= Smoke testing (electrical) =

Electrical test

Smoke testing refers to various classes of tests of systems, usually intended to determine whether they are ready for more robust testing. The expression probably was first used in plumbing in referring to tests for the detection of cracks, leaks or breaks in closed systems of pipes. By metaphorical extension the term is used in electronics. In Lessons Learned in Software Testing, Cem Kaner, James Bach, and Brett Pettichord provided the origin of the term:

The phrase smoke test comes from electronic hardware testing. You plug in a new board and turn on the power. If you see smoke coming from the board, turn off the power. You don't have to do any more testing.
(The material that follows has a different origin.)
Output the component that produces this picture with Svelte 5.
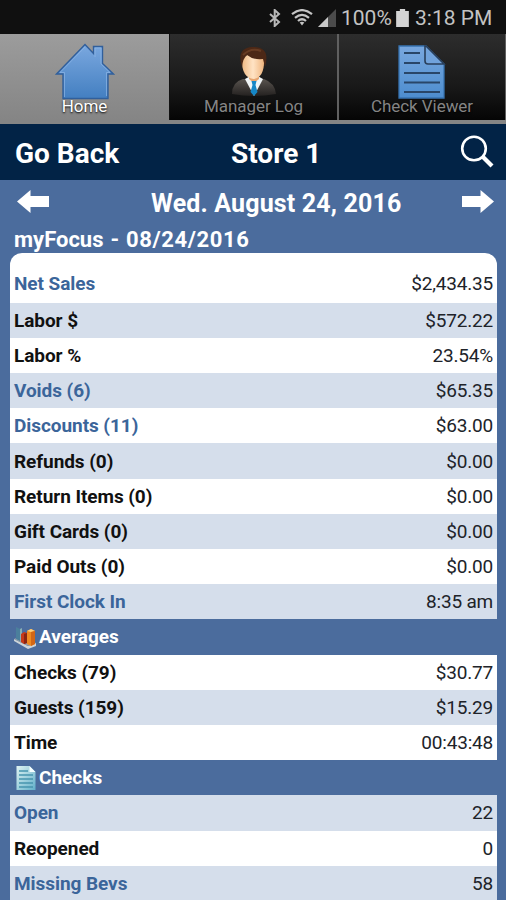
<script>
  const summary = [
    ['Net Sales', '$2,434.35', true],
    ['Labor $', '$572.22', false],
    ['Labor %', '23.54%', false],
    ['Voids (6)', '$65.35', true],
    ['Discounts (11)', '$63.00', true],
    ['Refunds (0)', '$0.00', false],
    ['Return Items (0)', '$0.00', false],
    ['Gift Cards (0)', '$0.00', false],
    ['Paid Outs (0)', '$0.00', false],
    ['First Clock In', '8:35 am', true]
  ];
  const averages = [
    ['Checks (79)', '$30.77', false],
    ['Guests (159)', '$15.29', false],
    ['Time', '00:43:48', false]
  ];
  const checks = [
    ['Open', '22', true],
    ['Reopened', '0', false],
    ['Missing Bevs', '58', true]
  ];
</script>

{#snippet row([label, value, link], shaded)}
  <div class="row" class:shaded>
    <span class="label" class:link>{label}</span>
    <span class="value">{value}</span>
  </div>
{/snippet}

<div class="screen">
  <div class="status">
    <svg class="bt" width="12" height="18" viewBox="0 0 12 18"><path d="M1 5l9 8-4.300 4V1L10 5l-9 8" fill="none" stroke="#b8b8b8" stroke-width="2"/></svg>
    <svg class="wifi" width="22" height="17" viewBox="0 0 22 17" fill="none" stroke="#c4c4c4" stroke-width="2.200"><path d="M1 5.200Q11-3 21 5.200M4 8.800Q11 3 18 8.800M7 12Q11 8.500 15 12"/><path d="M8.700 13.600L11 16.500l2.300-2.900Q11 12 8.700 13.600z" fill="#c4c4c4" stroke="none"/></svg>
    <svg class="signal" width="18" height="18" viewBox="0 0 18 18"><path d="M18 0v18H0z" fill="#4b4b4b"/><path d="M10 8v10H0z" fill="#c9c9c9"/></svg>
    <span class="pct">100%</span>
    <svg class="battery" width="13" height="18" viewBox="0 0 12 17"><path d="M3.500 0h5v2H12v15H0V2h3.500z" fill="#d4d4d4"/></svg>
    <span class="clock">3:18 PM</span>
  </div>

  <nav class="tabs">
    <div class="tab active">
      <svg width="60" height="57" viewBox="0 0 60 57">
        <defs><linearGradient id="house" x2="0" y2="1"><stop offset="0" stop-color="#7ba8df"/><stop offset="1" stop-color="#437fc1"/></linearGradient></defs>
        <path d="M30 1.500L1.500 31H8v24.500h45V31h5.500L47.500 20.500V3.500h-9v7z" fill="url(#house)" stroke="#315f9b" stroke-width="1.400"/>
        <path d="M30 4L5 29.500h4.500V54M51.500 53V29.500H55L46 21V5h-6v9" fill="none" stroke="#91b8e8" stroke-width="1" opacity=".65"/>
      </svg>
      <span>Home</span>
    </div>
    <div class="tab">
      <svg width="60" height="57" viewBox="0 0 60 57">
        <defs>
          <linearGradient id="suit" x2="0" y2="1"><stop offset="0" stop-color="#59544f"/><stop offset="1" stop-color="#242120"/></linearGradient>
          <linearGradient id="face"><stop offset="0" stop-color="#eeb984"/><stop offset=".5" stop-color="#ffe3c4"/><stop offset="1" stop-color="#efb57e"/></linearGradient>
        </defs>
        <path d="M8 51q0-12 11-15h21q11 4 12 15-22 4-44 0z" fill="url(#suit)"/>
        <path d="M21 36l9 17 9-17-9-5z" fill="#f1f5f6"/>
        <path d="M25 29v7l5 4 5-4v-7z" fill="#e5a570"/>
        <path d="M27.500 38h5l-1 4 2 7-3.500 4-3.500-4 2-7z" fill="#1687c7"/>
        <path d="M18 15q-1 20 12 21 11-2 10-21-10-9-22 0z" fill="url(#face)"/>
        <path d="M18 24Q12 5 28 4q19-1 13 20l-2-8q-10 1-16-4-4 3-5 12z" fill="#4c2816"/>
        <path d="M19 12q8-8 18-4" fill="none" stroke="#79492d" stroke-width="2" opacity=".6"/>
      </svg>
      <span>Manager Log</span>
    </div>
    <div class="tab">
      <svg width="60" height="57" viewBox="0 0 60 57">
        <defs><linearGradient id="doc" x2="0" y2="1"><stop offset="0" stop-color="#79a8df"/><stop offset="1" stop-color="#4d8dce"/></linearGradient></defs>
        <path d="M7 3h27l18 18v34H7z" fill="url(#doc)" stroke="#3773b1" stroke-width="1.300"/>
        <path d="M34 3h-1v15q0 3 3 3h16z" fill="#71a3dc" stroke="#293f5b" stroke-width="1.600"/>
        <path d="M12 10h16M12 20h16M12 30h36M12 39.500h36M12 49h36" stroke="#294668" stroke-width="2.200"/>
      </svg>
      <span>Check Viewer</span>
    </div>
  </nav>

  <header>
    <span class="back">Go Back</span>
    <span class="title">Store 1</span>
    <svg class="search" width="34" height="34" viewBox="0 0 34 34"><circle cx="14" cy="13.500" r="11.800" fill="none" stroke="#fff" stroke-width="2.600"/><path d="M22.500 21.500l9.500 9.500" stroke="#fff" stroke-width="4.200"/></svg>
  </header>

  <div class="date">
    <svg width="33" height="23" viewBox="0 0 33 23"><path d="M0 11.500L13.500 0v6H32v11H13.500v6z" fill="#fff"/></svg>
    <span>Wed. August 24, 2016</span>
    <svg width="33" height="23" viewBox="0 0 33 23"><path d="M33 11.500L19.500 0v6H1v11h18.500v6z" fill="#fff"/></svg>
  </div>
  <div class="focus">myFocus - <span>08/24/2016</span></div>

  <main>
    <section class="first">
      {#each summary as item, i}{@render row(item, i % 2 === 1)}{/each}
    </section>
    <h2>
      <svg width="24" height="24" viewBox="0 0 24 24">
        <path d="M0 14l14 7 8-3v3l-8 3L0 16z" fill="#ccd4d8"/><path d="M0 14l7-3 15 7-8 3z" fill="#969fa9"/>
        <path d="M2 2l4 2v12l-4-2z" fill="#4b7f9c"/><path d="M6 4l2-1v12l-2 1z" fill="#87aeb5"/>
        <path d="M7 9l3-2 3 1v10l-3 1-3-2z" fill="#c73918"/><path d="M10 9l3-1v10l-3 1z" fill="#882512"/>
        <path d="M13 6l4-2 4 2v13l-4 2-4-2z" fill="#ef8a21"/><path d="M13 6l4-2 4 2-4 1z" fill="#ffd17d"/><path d="M17 7l4-1v13l-4 2z" fill="#d36716"/>
      </svg>
      <span>Averages</span>
    </h2>
    <section>
      {#each averages as item, i}{@render row(item, i % 2 === 1)}{/each}
    </section>
    <h2>
      <svg width="24" height="24" viewBox="0 0 24 24">
        <defs><linearGradient id="sheet" x2="1" y2="1"><stop offset="0" stop-color="#dff3f2"/><stop offset="1" stop-color="#61b0ca"/></linearGradient></defs>
        <path d="M2.500 0h13l6 6v18h-19z" fill="url(#sheet)"/><path d="M15.500 0v6h6z" fill="#f5ffff"/>
        <path d="M5 5h9M5 9h14M5 13h14M5 17h14M5 21h14" stroke="#4795af" stroke-width="1.300"/>
      </svg>
      <span>Checks</span>
    </h2>
    <section>
      {#each checks as item, i}{@render row(item, i % 2 === 0)}{/each}
    </section>
  </main>
</div>

<style>
  .screen {
    width: 506px;
    height: 900px;
    overflow: hidden;
    display: flex;
    flex-direction: column;
    background: #4b6c9d;
    font-family: Roboto, "Liberation Sans", sans-serif;
    white-space: nowrap;
  }
  .status {
    flex: 0 0 34px;
    box-sizing: border-box;
    display: flex;
    align-items: center;
    justify-content: flex-end;
    padding: 1px 13px 0 0;
    background: #101010;
    color: #c3c3c3;
    font-size: 21px;
    line-height: 32px;
  }
  .status span { padding-top: 1px; }
  .bt { margin-right: 10px; }
  .wifi { margin-right: 5px; }
  .signal { margin-right: 5px; }
  .pct { width: 51px; }
  .battery { margin: 0 6px 0 4px; }
  .clock { width: 78px; }
  .tabs {
    flex: 0 0 90px;
    box-sizing: border-box;
    display: grid;
    grid-template-columns: 169px 168px 169px;
    border-bottom: 4px solid #858585;
  }
  .tab {
    box-sizing: border-box;
    display: flex;
    flex-direction: column;
    align-items: center;
    padding-top: 9px;
    background: linear-gradient(#2d2d2d, #191919 60%, #050505);
    border-left: 2px solid #606060;
    color: #858585;
    font-size: 17px;
    line-height: 20px;
  }
  .tab svg { flex: none; }
  .tab span { margin-top: -4px; letter-spacing: -.05px; text-shadow: 0 1px 2px #000; }
  .tab:nth-child(2) { border-left: 1px solid #111; }
  .tab:last-child { border-right: 1px solid #606060; }
  .active {
    background: linear-gradient(#9c9c9c, #858585);
    border-left: 0;
    color: #fff;
  }
  header {
    flex: 0 0 56px;
    display: grid;
    grid-template-columns: 216px auto 1fr;
    align-items: center;
    box-sizing: border-box;
    padding: 2px 12px 0 15px;
    background: #022346;
    color: #fff;
    font-size: 28px;
    font-weight: 700;
  }
  .search { justify-self: end; margin-top: -3px; }
  .date {
    flex: 0 0 44px;
    display: flex;
    align-items: center;
    box-sizing: border-box;
    padding: 0 12px 1px 17px;
    color: #fff;
    font-size: 25px;
    font-weight: 700;
  }
  .date span { padding-top: 4px; margin: 0 auto 0 101px; letter-spacing: .15px; }
  .focus {
    flex: none;
    height: 29px;
    padding-left: 14px;
    color: #fff;
    font-size: 22px;
    font-weight: 700;
    line-height: 31px;
    word-spacing: 1.500px;
  }
  .focus span { letter-spacing: .6px; }
  main { margin: 0 9px 0 10px; }
  .first { border-radius: 12px 12px 0 0; overflow: hidden; }
  .row {
    height: 35.2px;
    display: flex;
    align-items: center;
    justify-content: space-between;
    box-sizing: border-box;
    padding: 1px 4px 0;
    background: #fff;
    font-size: 19px;
    line-height: 34px;
  }
  .first .row:first-child { height: 49.700px; padding-top: 13px; }
  .shaded { background: #d5deeb; }
  .label { color: #111; font-weight: 700; letter-spacing: -.06px; }
  .link { color: #3b659a; }
  .value { color: #202329; font-weight: 400; letter-spacing: -.2px; }
  h2 {
    height: 35.2px;
    margin: 0;
    padding-left: 4px;
    display: flex;
    align-items: center;
    gap: 1px;
    color: #fff;
    font-size: 19px;
    font-weight: 700;
  }
</style>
== In electronics and electrical engineering ==
In electronics and electrical engineering, the term smoke test or power on test is used to refer to the first time a circuit under development is attached to power, which will sometimes produce actual smoke if a design or wiring mistake has been made. Most often, this smoke comes from burning resistors, which produce a distinctive smell due to the phenol resin coating combusting. For certain circuits, overheating and burning due to circuitry that is still not properly operating can be avoided by slowly turning up the input voltage to the unit under test by using a variable autotransformer and watching the electric current consumption.

Overloaded integrated circuits typically produce "blue smoke" (or magic smoke). "Blue smoke" is the subject of jokes among technicians who refer to it as if it were a genie in the circuit: It's the blue smoke that makes it work—let out the blue smoke and it won't do anything.